How K-Means++ Works[edit | edit source]
K-Means++ modifies the standard K-Means initialization by ensuring that the initial centroids are chosen in a way that they are spread out. The algorithm follows these steps:
- Randomly select the first centroid from the dataset.
- Calculate the squared distance between each data point and the nearest centroid already chosen.
- Select the next centroid with a probability proportional to the squared distance.
- Repeat step 2 and step 3 until all `k` centroids are initialized.
- Proceed with the standard K-Means clustering process.
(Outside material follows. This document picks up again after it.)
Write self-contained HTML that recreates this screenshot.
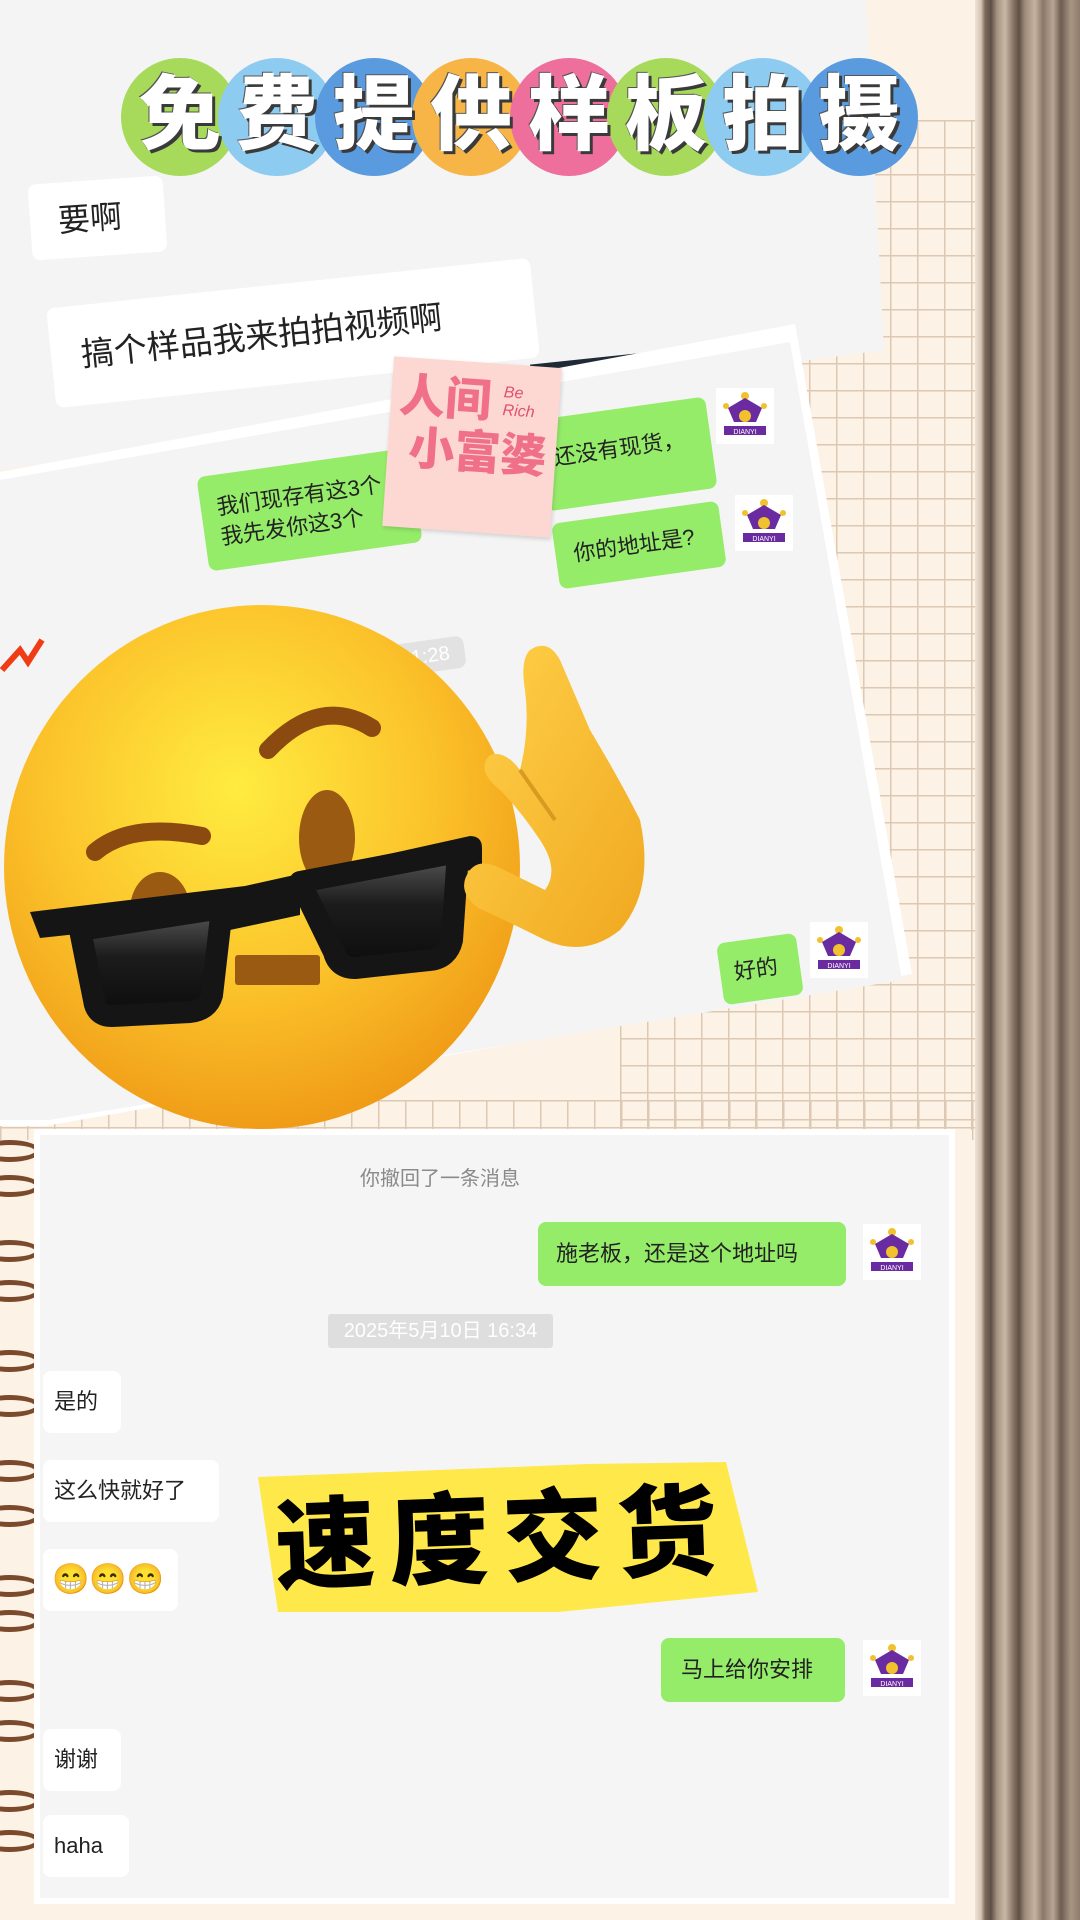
<!DOCTYPE html>
<html><head><meta charset="utf-8"><style>
*{margin:0;padding:0;box-sizing:border-box}
body{width:1080px;height:1920px;overflow:hidden;position:relative;background:#fdf2e6;font-family:"Liberation Sans","Noto Sans CJK SC",sans-serif}
.abs{position:absolute}
.grid{background-image:linear-gradient(#dcc8b3 1.5px,transparent 1.5px),linear-gradient(90deg,#dcc8b3 1.5px,transparent 1.5px);background-size:27px 27px}
.wood{left:975px;top:0;width:105px;height:1920px;background:linear-gradient(90deg,#efe3d6 0,#d4c4b4 6px,#7d6b5e 10px,#5e4f45 16px,#a59382 22px,#c9b8a7 30px,#8a7768 38px,#5e4f45 44px,#9f8c7b 50px,#c5b3a1 60px,#8a7768 68px,#b8a694 78px,#6e5d50 86px,#a89684 96px,#8f7c6c 105px)}
.card1{left:0;top:0;width:900px;height:470px;background:#f4f4f4;clip-path:polygon(0 0,866px 0,884px 350px,55px 462px,0 470px)}
.card2{left:0;top:330px;width:910px;height:800px;background:#f4f4f4;clip-path:polygon(0 150px,790px 12px,902px 650px,49px 790px,0 790px)}
.card2b{left:0;top:322px;width:920px;height:816px;background:#fff;clip-path:polygon(0 150px,795px 2px,912px 652px,45px 804px,0 804px)}
.card3{left:34px;top:1129px;width:921px;height:775px;background:#f5f5f5;border:6px solid #fff}
.b{position:absolute;border-radius:8px;color:#222;white-space:nowrap}
.w{background:#fff}
.g{background:#95ec69}
.circ{position:absolute;width:118px;height:118px;border-radius:50%;top:58px}
.ch{position:absolute;top:66px;width:118px;text-align:center;font-size:82px;font-weight:900;color:#fff;text-shadow:3px 3px 0 #3a3a3a,-1px -1px 0 #555;line-height:100px}
.ring{position:absolute;left:-20px;width:60px;height:22px;border:5px solid #7b4a2c;border-radius:50%;border-left-color:transparent}
</style></head><body>
<div class="abs grid" style="left:620px;top:120px;width:356px;height:1010px"></div>
<div class="abs grid" style="left:0;top:1100px;width:976px;height:40px"></div>
<div class="abs wood"></div>
<div class="ring" style="top:215px"></div><div class="ring" style="top:260px"></div><div class="ring" style="top:340px"></div><div class="ring" style="top:380px"></div>
<div class="ring" style="top:1140px"></div><div class="ring" style="top:1175px"></div><div class="ring" style="top:1240px"></div><div class="ring" style="top:1280px"></div><div class="ring" style="top:1350px"></div><div class="ring" style="top:1395px"></div><div class="ring" style="top:1460px"></div><div class="ring" style="top:1505px"></div><div class="ring" style="top:1575px"></div><div class="ring" style="top:1610px"></div><div class="ring" style="top:1680px"></div><div class="ring" style="top:1720px"></div><div class="ring" style="top:1790px"></div><div class="ring" style="top:1830px"></div>

<div class="abs card1"></div>
<div class="b w" style="left:30px;top:180px;width:135px;height:76px;font-size:32px;line-height:76px;padding-left:28px;transform:rotate(-4deg)">要啊</div>
<div class="b w" style="left:50px;top:283px;width:486px;height:100px;font-size:33px;line-height:100px;padding-left:30px;transform:rotate(-6deg)">搞个样品我来拍拍视频啊</div>
<div class="abs" style="left:530px;top:356px;width:165px;height:8px;background:#1f2a36;transform:rotate(-6deg)"></div>

<div class="abs card2b"></div>
<div class="abs card2"></div>
<div class="b g" style="left:540px;top:408px;width:172px;height:92px;font-size:22px;padding:22px 0 0 14px;transform:rotate(-8deg)">还没有现货，</div>
<div class="b g" style="left:202px;top:462px;width:215px;height:95px;font-size:22px;line-height:30px;padding:18px 0 0 16px;transform:rotate(-8deg)">我们现存有这3个<br>我先发你这3个</div>
<div class="b g" style="left:555px;top:512px;width:168px;height:66px;font-size:22px;line-height:66px;padding-left:18px;transform:rotate(-8deg)">你的地址是?</div>
<div class="b g" style="left:720px;top:938px;width:80px;height:62px;font-size:22px;line-height:62px;padding-left:14px;transform:rotate(-8deg)">好的</div>
<div class="b" style="left:395px;top:640px;width:70px;height:32px;background:#e2e2e2;color:#fff;font-size:20px;line-height:32px;padding-left:16px;transform:rotate(-8deg)">1:28</div>

<svg width="0" height="0" style="position:absolute"><defs><g id="av"><rect width="58" height="56" fill="#fff"/><circle cx="29" cy="8" r="4" fill="#f2c12e"/><circle cx="10" cy="18" r="3" fill="#f2c12e"/><circle cx="48" cy="18" r="3" fill="#f2c12e"/><path d="M12 20 L29 10 L46 20 L40 34 L18 34Z" fill="#6a2ba0"/><circle cx="29" cy="28" r="6" fill="#f2c12e"/><rect x="8" y="38" width="42" height="9" fill="#6a2ba0"/><text x="29" y="46" font-size="7" fill="#fff" text-anchor="middle" font-family="Liberation Sans">DIANYI</text></g></defs></svg>
<svg class="abs" style="left:716px;top:388px" width="58" height="56"><use href="#av"/></svg>
<svg class="abs" style="left:735px;top:495px" width="58" height="56"><use href="#av"/></svg>
<svg class="abs" style="left:810px;top:922px" width="58" height="56"><use href="#av"/></svg>

<div class="abs" style="left:388px;top:362px;width:168px;height:170px;background:#fdd8d2;transform:rotate(4deg);box-shadow:1px 2px 4px rgba(0,0,0,.15)">
<div style="position:absolute;left:8px;top:12px;font-size:46px;font-weight:900;color:#f0708a;line-height:52px">人间<br>&nbsp;小富婆</div>
<div style="position:absolute;left:112px;top:20px;font-size:16px;color:#e05070;line-height:18px;font-style:italic">Be<br>Rich</div></div>

<div class="circ" style="left:121px;background:#a7da5b"></div>
<div class="circ" style="left:218px;background:#8ecbf1"></div>
<div class="circ" style="left:315px;background:#5a9be0"></div>
<div class="circ" style="left:412px;background:#f7b548"></div>
<div class="circ" style="left:510px;background:#ee6f9c"></div>
<div class="circ" style="left:607px;background:#a7da5b"></div>
<div class="circ" style="left:704px;background:#8ecbf1"></div>
<div class="circ" style="left:800px;background:#5a9be0"></div>
<div class="ch" style="left:121px">免</div><div class="ch" style="left:218px">费</div><div class="ch" style="left:315px">提</div><div class="ch" style="left:412px">供</div><div class="ch" style="left:510px">样</div><div class="ch" style="left:607px">板</div><div class="ch" style="left:704px">拍</div><div class="ch" style="left:800px">摄</div>

<svg class="abs" style="left:0;top:590px" width="680" height="540" viewBox="0 0 680 540">
<defs><radialGradient id="fg" cx="0.45" cy="0.35" r="0.7"><stop offset="0" stop-color="#ffec40"/><stop offset="0.55" stop-color="#fbc22a"/><stop offset="1" stop-color="#ee9514"/></radialGradient>
<linearGradient id="lg" x1="0" y1="0" x2="0" y2="1"><stop offset="0" stop-color="#5a5a5a"/><stop offset="0.45" stop-color="#1c1c1c"/><stop offset="1" stop-color="#0c0c0c"/></linearGradient>
<linearGradient id="hg" x1="0" y1="0" x2="1" y2="1"><stop offset="0" stop-color="#ffd24a"/><stop offset="1" stop-color="#f0a820"/></linearGradient></defs>
<path d="M2 80 L20 60 L28 72 L42 50" stroke="#f03c14" stroke-width="6" fill="none"/>
<ellipse cx="262" cy="277" rx="258" ry="262" fill="url(#fg)"/>
<path d="M268 160 Q320 105 372 138" stroke="#8a4a10" stroke-width="18" fill="none" stroke-linecap="round"/>
<path d="M95 262 Q130 232 202 246" stroke="#8a4a10" stroke-width="18" fill="none" stroke-linecap="round"/>
<ellipse cx="160" cy="320" rx="30" ry="38" fill="#9a5a12"/>
<ellipse cx="327" cy="248" rx="28" ry="48" fill="#9a5a12"/>
<rect x="235" y="365" width="85" height="30" rx="3" fill="#9a5a12"/>
<path d="M30 322 L245 296 L470 246 Q482 246 482 258 L482 278 L300 312 L245 326 L40 348 Z" fill="#151515"/>
<path d="M80 340 L222 318 L212 405 Q208 420 190 422 L112 426 Q96 426 94 410 Z" fill="url(#lg)" stroke="#151515" stroke-width="22" stroke-linejoin="round"/>
<path d="M300 292 L458 262 L452 350 Q448 368 430 370 L355 378 Q338 378 334 362 Z" fill="url(#lg)" stroke="#151515" stroke-width="22" stroke-linejoin="round"/>
<path d="M222 318 L300 296 L300 325 L230 340Z" fill="#151515"/>
<path d="M530 60 Q548 48 560 70 L590 140 Q620 190 640 230 Q655 300 620 340 Q585 368 545 350 Q505 330 478 318 Q455 300 470 280 Q480 268 500 278 L545 300 Q560 280 540 250 Q520 220 500 200 Q475 180 490 165 Q505 160 520 180 Q530 140 525 100 Q520 70 530 60Z" fill="url(#hg)"/>
<path d="M520 180 L555 230" stroke="#d99a20" stroke-width="4" fill="none"/>
</svg>

<div class="abs card3"></div>
<div class="abs" style="left:330px;top:1162px;width:220px;text-align:center;font-size:20px;color:#8a8a8a">你撤回了一条消息</div>
<div class="b g" style="left:538px;top:1222px;width:308px;height:64px;font-size:22px;line-height:64px;padding-left:18px">施老板，还是这个地址吗</div>
<svg class="abs" style="left:863px;top:1224px" width="58" height="56"><use href="#av"/></svg>
<div class="abs" style="left:328px;top:1314px;width:225px;height:34px;background:#dedede;color:#fff;font-size:20px;line-height:34px;text-align:center;border-radius:3px">2025年5月10日 16:34</div>
<div class="b w" style="left:43px;top:1371px;width:78px;height:62px;font-size:22px;line-height:62px;padding-left:11px">是的</div>
<div class="b w" style="left:43px;top:1460px;width:176px;height:62px;font-size:22px;line-height:62px;padding-left:11px">这么快就好了</div>
<div class="b w" style="left:43px;top:1549px;width:135px;height:62px;font-size:30px;line-height:62px;padding-left:9px">😁😁😁</div>
<div class="abs" style="left:258px;top:1462px;width:502px;height:152px;background:#ffe84a;clip-path:polygon(0 15px,180px 8px,330px 2px,468px 0,500px 130px,300px 150px,20px 150px)"></div>
<div class="abs" style="left:275px;top:1480px;font-size:100px;font-weight:900;color:#000;letter-spacing:14px;line-height:120px;transform:rotate(-2deg)">速度交货</div>
<div class="b g" style="left:661px;top:1638px;width:184px;height:64px;font-size:22px;line-height:64px;padding-left:20px">马上给你安排</div>
<svg class="abs" style="left:863px;top:1640px" width="58" height="56"><use href="#av"/></svg>
<div class="b w" style="left:43px;top:1729px;width:78px;height:62px;font-size:22px;line-height:62px;padding-left:11px">谢谢</div>
<div class="b w" style="left:43px;top:1815px;width:86px;height:62px;font-size:22px;line-height:62px;padding-left:11px">haha</div>
</body></html>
Example[edit | edit source]
Using K-Means++ in Python with scikit-learn:
from sklearn.cluster import KMeans
import numpy as np
# Example dataset
data = np.array([[1, 2], [1, 4], [1, 0],
[10, 2], [10, 4], [10, 0]])
# Apply K-Means with K-Means++
kmeans = KMeans(n_clusters=2, init='k-means++', random_state=42)
kmeans.fit(data)
# Results
print("Cluster centers:", kmeans.cluster_centers_)
print("Labels:", kmeans.labels_)
Advantages of K-Means++[edit | edit source]
- Better Initial Centroids: Ensures that the centroids are spread out, reducing the risk of poor clustering results.
- Faster Convergence: Improves the efficiency of the K-Means algorithm by starting closer to the optimal solution.
- Simple and Effective: Easily integrates into the standard K-Means algorithm without significant computational overhead.
Limitations[edit | edit source]
- While K-Means++ improves centroid initialization, it does not address other limitations of K-Means, such as:
- Sensitivity to outliers.
- Assumption of spherical clusters and equal cluster sizes.
- The algorithm's effectiveness depends on the underlying data distribution.
Applications[edit | edit source]
K-Means++ is widely used in domains where K-Means is applied, including:
- Image Segmentation: Enhanced clustering for pixel groupings.
- Customer Segmentation: Better-defined clusters in marketing analysis.
- Anomaly Detection: Improved separation of normal and anomalous patterns.
Comparison with Standard K-Means Initialization[edit | edit source]
| Feature | Standard Initialization | K-Means++ |
|---|---|---|
| Centroid Selection | Randomly chosen | Spread out and probabilistic |
| Risk of Poor Clustering | High | Low |
| Convergence Speed | Slower | Faster |
| Computational Overhead | Minimal | Slightly higher |